Records with interface code:
========================================================================
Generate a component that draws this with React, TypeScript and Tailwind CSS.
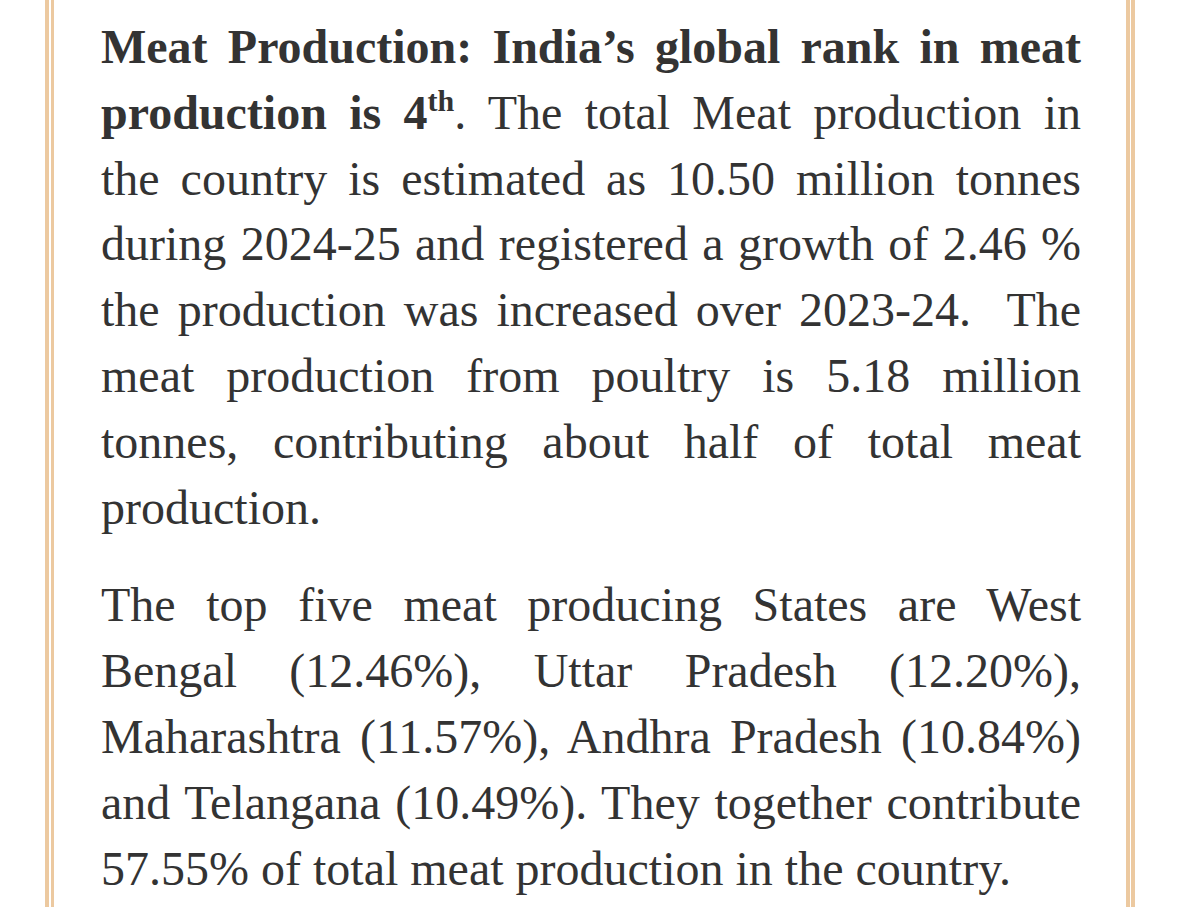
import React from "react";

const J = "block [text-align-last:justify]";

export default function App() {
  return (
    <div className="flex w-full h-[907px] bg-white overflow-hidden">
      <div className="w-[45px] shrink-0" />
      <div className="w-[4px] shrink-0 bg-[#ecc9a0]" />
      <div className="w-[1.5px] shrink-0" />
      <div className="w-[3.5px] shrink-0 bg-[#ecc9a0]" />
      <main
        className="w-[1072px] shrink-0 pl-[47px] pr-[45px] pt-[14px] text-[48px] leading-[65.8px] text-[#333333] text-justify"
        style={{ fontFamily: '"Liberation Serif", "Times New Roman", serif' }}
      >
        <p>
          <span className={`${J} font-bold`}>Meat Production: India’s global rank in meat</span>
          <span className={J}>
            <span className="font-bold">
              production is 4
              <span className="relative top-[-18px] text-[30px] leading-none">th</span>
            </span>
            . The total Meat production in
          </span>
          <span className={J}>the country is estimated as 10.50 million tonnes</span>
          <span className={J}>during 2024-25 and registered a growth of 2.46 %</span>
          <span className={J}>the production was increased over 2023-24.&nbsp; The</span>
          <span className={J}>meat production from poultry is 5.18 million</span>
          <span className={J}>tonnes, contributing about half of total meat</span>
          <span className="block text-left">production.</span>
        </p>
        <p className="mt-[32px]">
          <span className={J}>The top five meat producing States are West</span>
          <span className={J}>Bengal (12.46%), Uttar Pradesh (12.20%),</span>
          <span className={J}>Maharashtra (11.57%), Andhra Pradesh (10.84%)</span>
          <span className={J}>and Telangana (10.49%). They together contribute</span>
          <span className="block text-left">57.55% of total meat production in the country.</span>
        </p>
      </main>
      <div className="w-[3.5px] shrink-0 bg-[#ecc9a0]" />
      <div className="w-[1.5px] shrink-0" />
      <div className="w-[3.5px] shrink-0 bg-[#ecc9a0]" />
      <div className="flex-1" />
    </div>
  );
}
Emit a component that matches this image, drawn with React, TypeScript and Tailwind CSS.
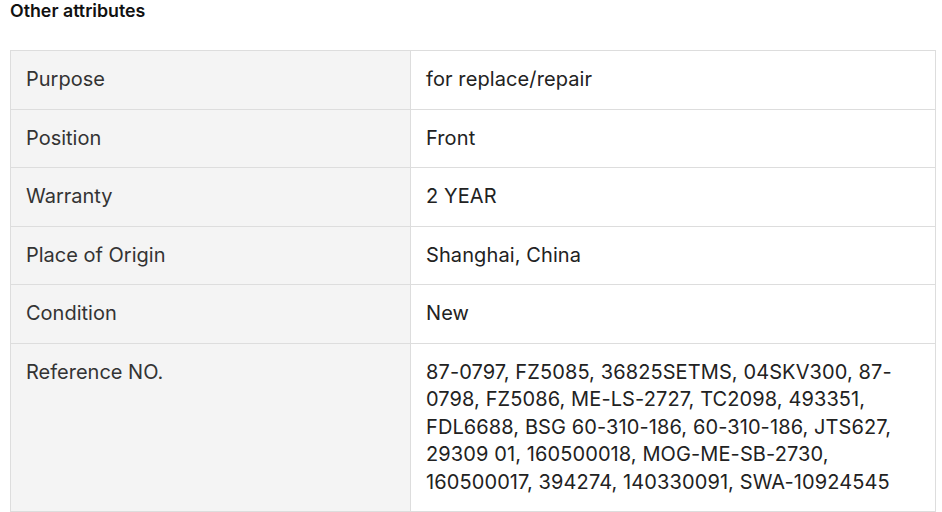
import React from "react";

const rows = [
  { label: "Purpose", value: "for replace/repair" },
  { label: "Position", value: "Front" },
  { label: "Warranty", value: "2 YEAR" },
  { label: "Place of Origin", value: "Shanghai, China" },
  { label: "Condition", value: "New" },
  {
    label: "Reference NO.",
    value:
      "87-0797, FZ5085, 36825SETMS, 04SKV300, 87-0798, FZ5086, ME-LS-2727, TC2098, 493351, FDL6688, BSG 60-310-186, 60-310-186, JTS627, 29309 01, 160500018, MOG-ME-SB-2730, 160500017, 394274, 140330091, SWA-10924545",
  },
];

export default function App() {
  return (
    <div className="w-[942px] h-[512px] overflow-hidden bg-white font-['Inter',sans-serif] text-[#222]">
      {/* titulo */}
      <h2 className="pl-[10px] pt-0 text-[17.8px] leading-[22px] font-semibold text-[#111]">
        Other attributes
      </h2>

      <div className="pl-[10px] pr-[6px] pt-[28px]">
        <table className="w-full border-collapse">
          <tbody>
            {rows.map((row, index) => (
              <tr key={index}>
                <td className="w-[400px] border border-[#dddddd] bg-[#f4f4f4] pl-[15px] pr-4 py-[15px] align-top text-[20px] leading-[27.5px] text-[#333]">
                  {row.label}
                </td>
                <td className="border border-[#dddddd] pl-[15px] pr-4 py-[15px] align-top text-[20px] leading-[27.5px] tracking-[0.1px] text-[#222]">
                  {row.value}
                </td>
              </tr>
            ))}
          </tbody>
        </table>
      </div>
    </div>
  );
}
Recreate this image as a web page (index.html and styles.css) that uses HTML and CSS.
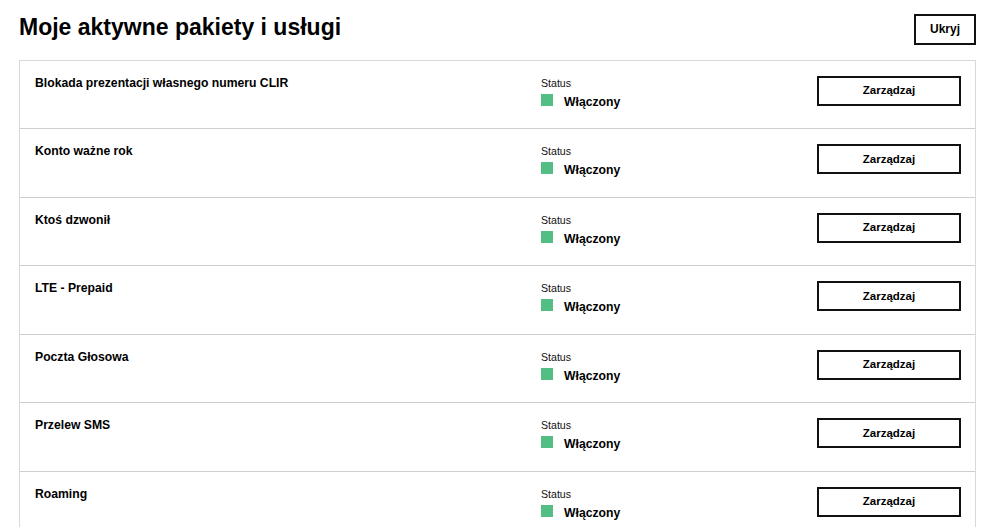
========================================================================
--- Work to do ---
What do the lines above say from the line containing "Emit a component" through the last line? Quote them exactly, both ends included, and leave out the pictures.

--- Final result ---
Emit a component that matches this image, drawn with React, TypeScript and Tailwind CSS.
import React from "react";

const rows = [
  { label: "Purpose", value: "for replace/repair" },
  { label: "Position", value: "Front" },
  { label: "Warranty", value: "2 YEAR" },
  { label: "Place of Origin", value: "Shanghai, China" },
  { label: "Condition", value: "New" },
  {
    label: "Reference NO.",
    value:
      "87-0797, FZ5085, 36825SETMS, 04SKV300, 87-0798, FZ5086, ME-LS-2727, TC2098, 493351, FDL6688, BSG 60-310-186, 60-310-186, JTS627, 29309 01, 160500018, MOG-ME-SB-2730, 160500017, 394274, 140330091, SWA-10924545",
  },
];

export default function App() {
  return (
    <div className="w-[942px] h-[512px] overflow-hidden bg-white font-['Inter',sans-serif] text-[#222]">
      {/* titulo */}
      <h2 className="pl-[10px] pt-0 text-[17.8px] leading-[22px] font-semibold text-[#111]">
        Other attributes
      </h2>

      <div className="pl-[10px] pr-[6px] pt-[28px]">
        <table className="w-full border-collapse">
          <tbody>
            {rows.map((row, index) => (
              <tr key={index}>
                <td className="w-[400px] border border-[#dddddd] bg-[#f4f4f4] pl-[15px] pr-4 py-[15px] align-top text-[20px] leading-[27.5px] text-[#333]">
                  {row.label}
                </td>
                <td className="border border-[#dddddd] pl-[15px] pr-4 py-[15px] align-top text-[20px] leading-[27.5px] tracking-[0.1px] text-[#222]">
                  {row.value}
                </td>
              </tr>
            ))}
          </tbody>
        </table>
      </div>
    </div>
  );
}
Recreate this image as a web page (index.html and styles.css) that uses HTML and CSS.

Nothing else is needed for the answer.